Gurness ramparts - old as Rome:


Roman emissaries had arrived at the King of Orkney's broch at Gurness and made the appropriate noises. Emperor Claudius was coming to conquer Britain they said, and it would be in Orkney's interests to submit. They brought gifts and tributes to sweeten the deal. Thus it was that the King of Orkney - alone amongst the Caledonians - was one of the eleven kings of Britain who paid homage to Claudius during his triumphal visit to Colchester in AD43. Most intriguingly, Claudius only spent two weeks in Britain.

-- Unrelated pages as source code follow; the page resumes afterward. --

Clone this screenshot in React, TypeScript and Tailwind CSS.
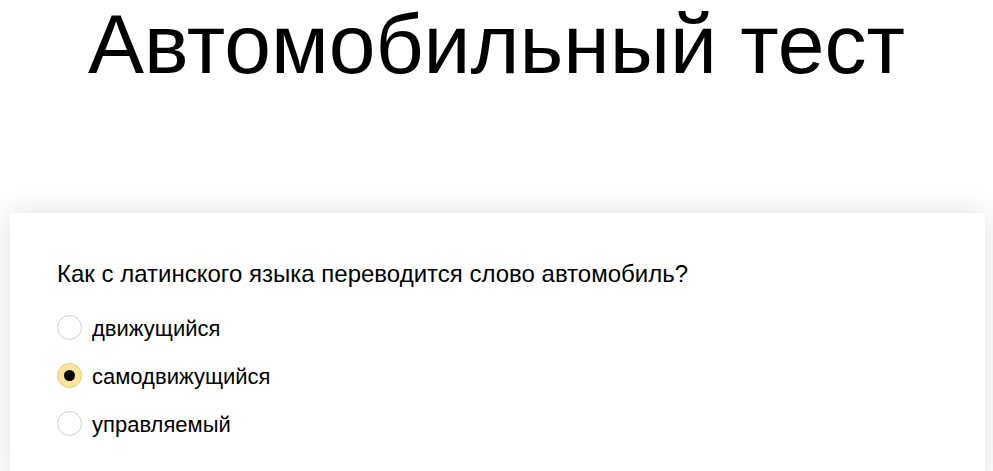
const options = ["движущийся", "самодвижущийся", "управляемый"];

function Radio({ checked }: { checked: boolean }) {
  if (checked) {
    return (
      <span className="flex h-[25px] w-[25px] shrink-0 items-center justify-center rounded-full border border-[#e3c97a] bg-[#ffe59a]">
        <span className="h-[11px] w-[11px] rounded-full bg-black" />
      </span>
    );
  }
  return <span className="h-[25px] w-[25px] shrink-0 rounded-full border border-[#d0d0d0] bg-white" />;
}

export default function App() {
  const selected = 1;
  return (
    <div className="min-h-[471px] bg-white font-['Liberation_Sans',Arial,sans-serif] text-black">
      <h1 className="text-center text-[84px] leading-[88px]">Автомобильный тест</h1>
      <div className="ml-[10px] mr-[8px] mt-[125px] bg-white px-[47px] pb-10 pt-[47px] shadow-[0_0_28px_rgba(0,0,0,0.13)]">
        <p className="text-[24px] leading-[28px]">Как с латинского языка переводится слово автомобиль?</p>
        <div className="mt-[25px] flex flex-col gap-[19px]">
          {options.map((o, i) => (
            <label key={o} className="flex items-center gap-[10px] text-[22px] leading-[26px]">
              <Radio checked={i === selected} />
              <span className="pt-[3px]">{o}</span>
            </label>
          ))}
        </div>
      </div>
    </div>
  );
}
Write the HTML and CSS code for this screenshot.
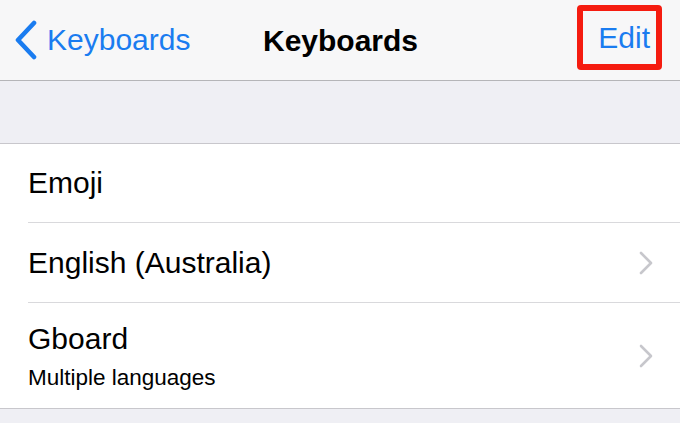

Given the travelling times involved, the King of Orkney must have had advance notice and planned accordingly.

Entrance ruins:


The currents of world affairs may have ebbed from Gurness, but the riptide of Eynhallow Sound is eternal, a north wind battering us and sanderlings companionably scavenging at the tide edge, a seal watching just offshore. Gurness is a fascinating place. The socket for the door pivot can still be seen next to the anterooms where the guard dogs lived, and there are stone beds, a grinding stone, a stone basin inside. For all that it must have seemed a dirty and uncouth place for a Roman more used to villas in the sunshine. I shivered in the wind and thought that I would accept a little dirtiness in exchange for a roof and a warm fire.

Outside, the broch is surrounded by rings of ramparts and an Iron Age village complex. In winter the site is closed. What this means is that there is nobody to take money. But the gate is unlocked, and visitors can walk around alone with just their imagination and the wind for company.